-- Work to be completed --
Output the lines from the top of the entries below to the line with "const [interval, setInterval]", both included, exactly and without pictures.

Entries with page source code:

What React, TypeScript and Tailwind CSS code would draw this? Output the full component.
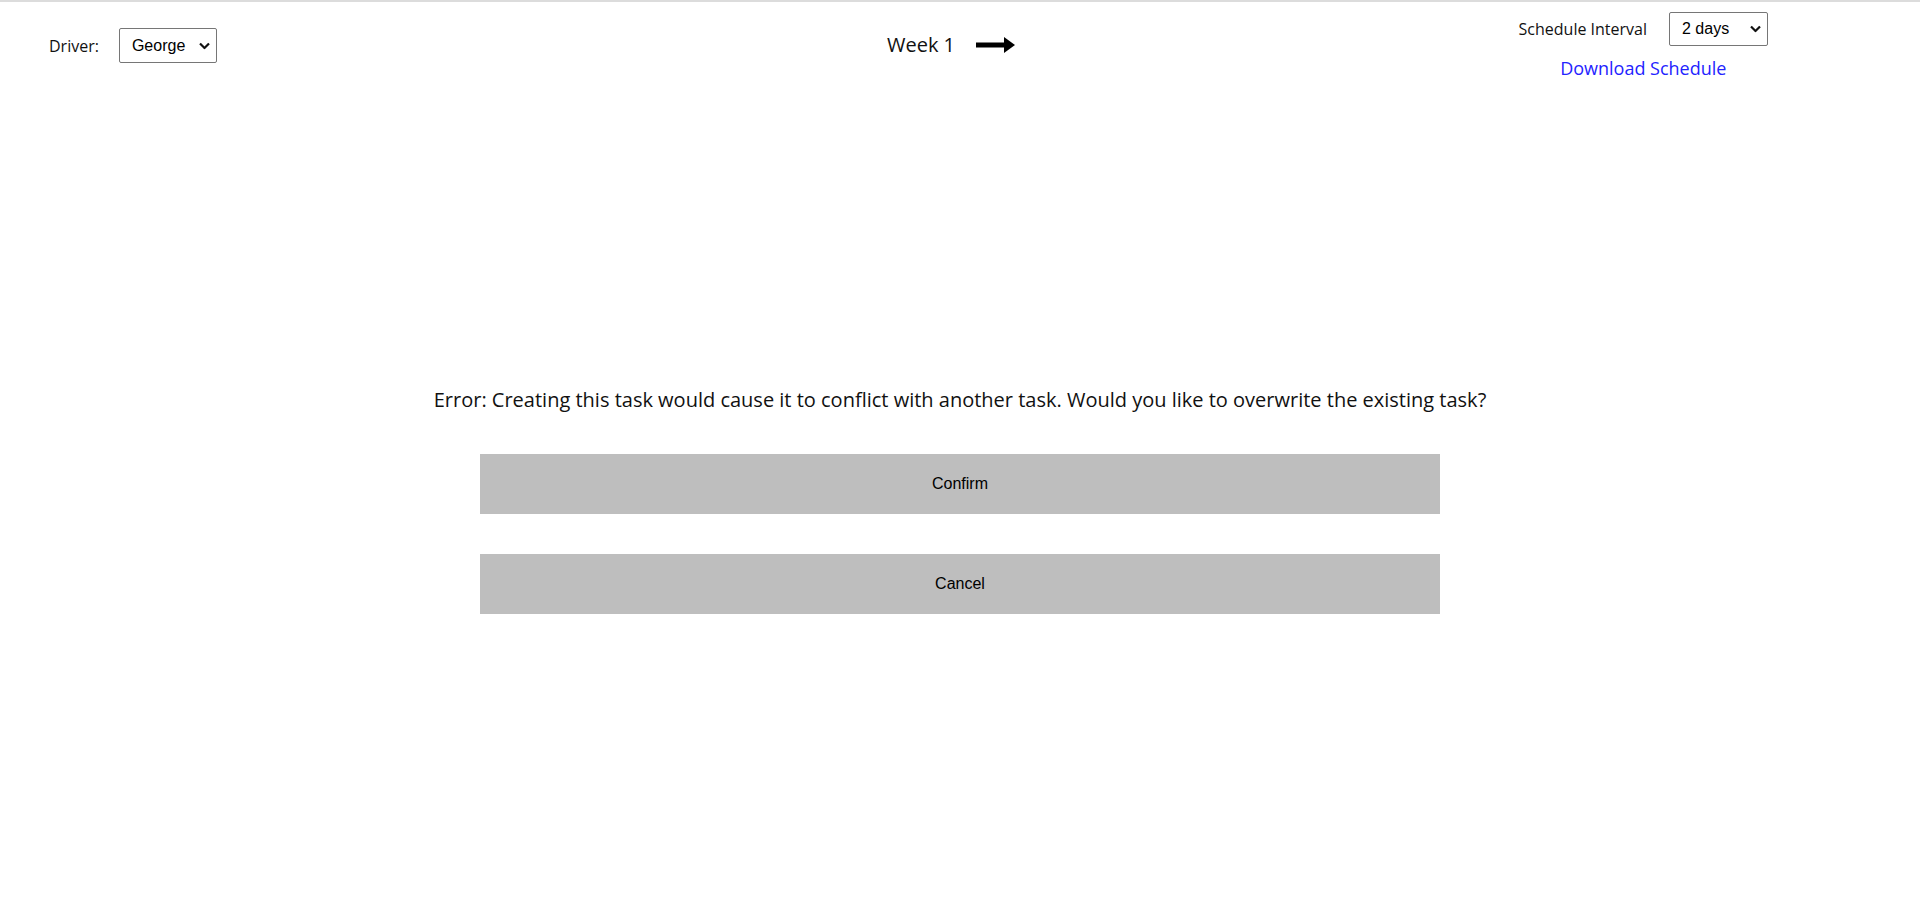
import { useState } from "react";

function Chevron() {
  return (
    <svg
      width="11"
      height="7"
      viewBox="0 0 11 7"
      className="pointer-events-none absolute right-[7px] top-1/2 -translate-y-1/2"
    >
      <polyline points="1,1 5.5,5.5 10,1" fill="none" stroke="#111" strokeWidth="2.2" />
    </svg>
  );
}

function Select({
  value,
  onChange,
  options,
  className,
}: {
  value: string;
  onChange: (v: string) => void;
  options: string[];
  className: string;
}) {
  return (
    <div className={"relative " + className}>
      <select
        value={value}
        onChange={(e) => onChange(e.target.value)}
        className="h-full w-full appearance-none rounded-[2px] border border-[#767676] bg-white pl-[12px] pr-[24px] font-['Liberation_Sans',Arial,sans-serif] text-[16px] text-black outline-none"
      >
        {options.map((o) => (
          <option key={o}>{o}</option>
        ))}
      </select>
      <Chevron />
    </div>
  );
}

export default function App() {
  const [driver, setDriver] = useState("George");
  const [interval, setInterval] = useState("2 days");

  return (
    <div className="min-h-screen border-t-2 border-[#dcdcdc] bg-white font-['Open_Sans',sans-serif] text-[#111]">
      {/* Header */}
      <div className="flex h-[92px] items-start">
        <div className="flex-1">
          <div className="flex items-center gap-[20px] pl-[49px] pt-[26px]">
            <span className="text-[16px]">Driver:</span>
            <Select
              value={driver}
              onChange={setDriver}
              options={["George", "Anna", "Mike"]}
              className="h-[35px] w-[98px]"
            />
          </div>
        </div>

        <div className="mr-[18px] flex items-center gap-[21px] pt-[33px]">
          <span className="text-[20px] leading-none">Week 1</span>
          <svg width="39" height="16" viewBox="0 0 39 16">
            <rect x="0" y="5.5" width="30" height="5" fill="#000" />
            <polygon points="28,0 39,8 28,16" fill="#000" />
          </svg>
        </div>

        <div className="flex-1">
          <div className="flex justify-end pr-[152px] pt-[10px]">
            <div className="flex flex-col items-center">
              <div className="flex items-center gap-[22px]">
                <span className="text-[16px]">Schedule Interval</span>
                <Select
                  value={interval}
                  onChange={setInterval}
                  options={["1 day", "2 days", "3 days", "1 week"]}
                  className="h-[34px] w-[99px]"
                />
              </div>
              <a href="#" className="mt-[10px] text-[18px] leading-[25px] text-[#2323ff]">
                Download Schedule
              </a>
            </div>
          </div>
        </div>
      </div>

      {/* Conflict dialog */}
      <div className="flex flex-col items-center pt-[292px]">
        <p className="text-[20px] leading-[27px]">
          Error: Creating this task would cause it to conflict with another task. Would you like to overwrite the existing task?
        </p>
        <button className="mt-[41px] h-[60px] w-[960px] bg-[#bebebe] font-['Liberation_Sans',Arial,sans-serif] text-[16px] text-black">
          Confirm
        </button>
        <button className="mt-[40px] h-[60px] w-[960px] bg-[#bebebe] font-['Liberation_Sans',Arial,sans-serif] text-[16px] text-black">
          Cancel
        </button>
      </div>
    </div>
  );
}
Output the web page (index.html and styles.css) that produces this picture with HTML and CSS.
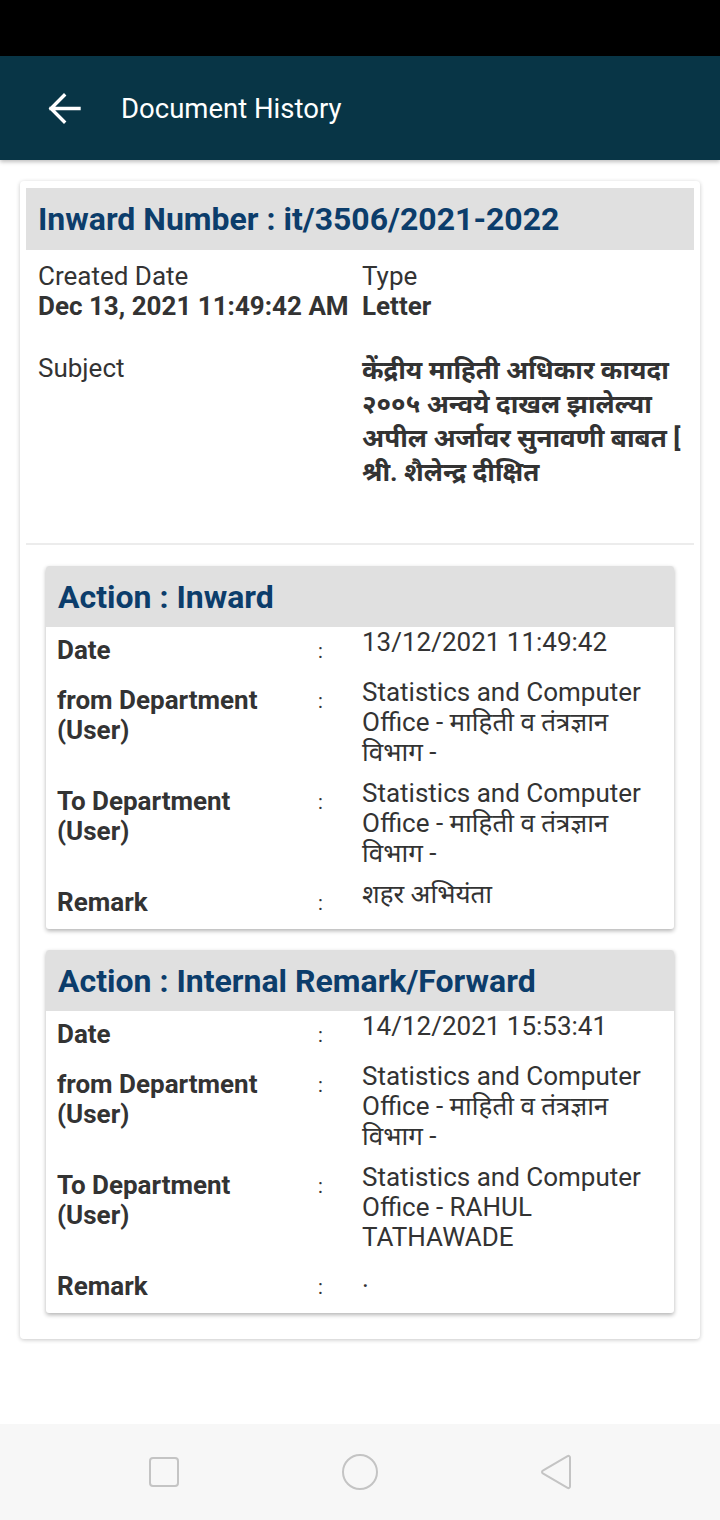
FILE: index.html
```html
<!DOCTYPE html>
<html lang="en">
<head>
<meta charset="utf-8">
<title>Document History</title>
<link rel="stylesheet" href="styles.css">
</head>
<body>
<div class="screen">
  <div class="statusbar"></div>
  <header class="appbar">
    <svg class="back" width="34" height="33" viewBox="0 0 34 33"><path d="M32 16.5H4 M17 3.5L4 16.5l13 13" fill="none" stroke="#fff" stroke-width="3.4" stroke-linecap="square"/></svg>
    <h1 class="title">Document History</h1>
  </header>
  <main class="content">
    <section class="card">
      <div class="inward-head">Inward Number : it/3506/2021-2022</div>
      <div class="meta">
        <div class="meta-cell">
          <div class="meta-label">Created Date</div>
          <div class="meta-value">Dec 13, 2021 11:49:42 AM</div>
        </div>
        <div class="meta-cell">
          <div class="meta-label">Type</div>
          <div class="meta-value">Letter</div>
        </div>
        <div class="meta-cell subject-label">
          <div class="meta-label">Subject</div>
        </div>
        <div class="meta-cell subject-value">
          <div class="subject-text">केंद्रीय माहिती अधिकार कायदा २००५ अन्वये दाखल झालेल्या अपील अर्जावर सुनावणी बाबत [ श्री. शैलेन्द्र दीक्षित</div>
        </div>
      </div>
      <hr class="divider">
      <div class="actions">
        <article class="action">
          <div class="action-head">Action : Inward</div>
          <div class="rows">
            <div class="row"><div class="lbl">Date</div><div class="colon">:</div><div class="val">13/12/2021 11:49:42</div></div>
            <div class="row"><div class="lbl">from Department (User)</div><div class="colon">:</div><div class="val">Statistics and Computer Office - माहिती व तंत्रज्ञान विभाग -</div></div>
            <div class="row"><div class="lbl">To Department (User)</div><div class="colon">:</div><div class="val">Statistics and Computer Office - माहिती व तंत्रज्ञान विभाग -</div></div>
            <div class="row"><div class="lbl">Remark</div><div class="colon">:</div><div class="val">शहर अभियंता</div></div>
          </div>
        </article>
        <article class="action">
          <div class="action-head">Action : Internal Remark/Forward</div>
          <div class="rows">
            <div class="row"><div class="lbl">Date</div><div class="colon">:</div><div class="val">14/12/2021 15:53:41</div></div>
            <div class="row"><div class="lbl">from Department (User)</div><div class="colon">:</div><div class="val">Statistics and Computer Office - माहिती व तंत्रज्ञान विभाग -</div></div>
            <div class="row"><div class="lbl">To Department (User)</div><div class="colon">:</div><div class="val">Statistics and Computer Office - RAHUL TATHAWADE</div></div>
            <div class="row"><div class="lbl">Remark</div><div class="colon">:</div><div class="val dot">.</div></div>
          </div>
        </article>
      </div>
    </section>
  </main>
  <nav class="navbar">
    <svg width="32" height="32" viewBox="0 0 32 32"><rect x="2" y="2" width="28" height="28" rx="3" fill="none" stroke="#c4c4c4" stroke-width="2"/></svg>
    <svg width="38" height="38" viewBox="0 0 38 38"><circle cx="19" cy="19" r="17" fill="none" stroke="#c4c4c4" stroke-width="2"/></svg>
    <svg width="34" height="38" viewBox="0 0 34 38"><path d="M31 4.5v29a1.6 1.6 0 0 1-2.4 1.4L3.8 20.4a1.6 1.6 0 0 1 0-2.8L28.6 3.1A1.6 1.6 0 0 1 31 4.5z" fill="none" stroke="#c4c4c4" stroke-width="2" stroke-linejoin="round"/></svg>
  </nav>
</div>
</body>
</html>
```

FILE: styles.css
```css
* { box-sizing: border-box; }
html, body { margin: 0; padding: 0; }
body {
  font-family: Roboto, "Noto Sans", "Liberation Sans", sans-serif;
  color: #333;
  background: #fff;
}
.screen {
  width: 720px;
  height: 1520px;
  display: flex;
  flex-direction: column;
  overflow: hidden;
}
.statusbar { height: 56px; background: #000; flex: none; }
.appbar {
  height: 104px;
  flex: none;
  background: #083546;
  display: flex;
  align-items: center;
  padding-left: 47px;
  box-shadow: 0 2px 4px rgba(0,0,0,0.25);
  position: relative;
  z-index: 1;
}
.back { margin-right: 40px; }
.title {
  margin: 0;
  color: #fff;
  font-weight: 400;
  font-size: 27.5px;
}
.content { padding: 21px 20px 0; flex: none; }
.card {
  background: #fff;
  border-radius: 4px;
  box-shadow: 0 1px 4px rgba(0,0,0,0.22);
  padding: 7px 6px 26px;
}
.inward-head {
  background: #e0e0e0;
  height: 62px;
  display: flex;
  align-items: center;
  padding-left: 12px;
  font-size: 32px;
  font-weight: 700;
  color: #0c3d6b;
}
.meta {
  display: grid;
  grid-template-columns: 324px 1fr;
  padding: 11px 12px 0;
}
.meta-label { font-size: 26px; line-height: 30px; }
.meta-value { font-size: 26px; line-height: 30px; font-weight: 700; }
.subject-label, .subject-value { margin-top: 32px; }
.subject-text {
  font-size: 26px;
  line-height: 34px;
  font-weight: 700;
}
.divider {
  border: 0;
  height: 2px;
  background: #ececec;
  margin: 54px 0 0;
}
.actions {
  padding: 21px 20px 0;
  display: flex;
  flex-direction: column;
  gap: 21px;
}
.action {
  background: #fff;
  border-radius: 3px;
  box-shadow: 0 2px 4px rgba(0,0,0,0.3);
  overflow: hidden;
}
.action-head {
  background: #e0e0e0;
  height: 61px;
  display: flex;
  align-items: center;
  padding-left: 12px;
  font-size: 32px;
  font-weight: 700;
  color: #0c3d6b;
}
.rows { padding: 0 0 0 11px; }
.row {
  display: grid;
  grid-template-columns: 261px 44px 1fr;
  padding-bottom: 11px;
}
.lbl {
  font-size: 26px;
  font-weight: 700;
  line-height: 30px;
  padding-top: 8px;
  padding-right: 24px;
}
.colon {
  font-size: 20px;
  line-height: 30px;
  padding-top: 9px;
}
.val {
  font-size: 26px;
  line-height: 30px;
  padding-right: 8px;
}
.navbar {
  margin-top: auto;
  height: 96px;
  flex: none;
  background: #f7f7f7;
  display: flex;
  align-items: center;
  justify-content: space-between;
  padding: 0 147px 0 148px;
}
```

-- Task output --
What React, TypeScript and Tailwind CSS code would draw this? Output the full component.
import { useState } from "react";

function Chevron() {
  return (
    <svg
      width="11"
      height="7"
      viewBox="0 0 11 7"
      className="pointer-events-none absolute right-[7px] top-1/2 -translate-y-1/2"
    >
      <polyline points="1,1 5.5,5.5 10,1" fill="none" stroke="#111" strokeWidth="2.2" />
    </svg>
  );
}

function Select({
  value,
  onChange,
  options,
  className,
}: {
  value: string;
  onChange: (v: string) => void;
  options: string[];
  className: string;
}) {
  return (
    <div className={"relative " + className}>
      <select
        value={value}
        onChange={(e) => onChange(e.target.value)}
        className="h-full w-full appearance-none rounded-[2px] border border-[#767676] bg-white pl-[12px] pr-[24px] font-['Liberation_Sans',Arial,sans-serif] text-[16px] text-black outline-none"
      >
        {options.map((o) => (
          <option key={o}>{o}</option>
        ))}
      </select>
      <Chevron />
    </div>
  );
}

export default function App() {
  const [driver, setDriver] = useState("George");
  const [interval, setInterval] = useState("2 days");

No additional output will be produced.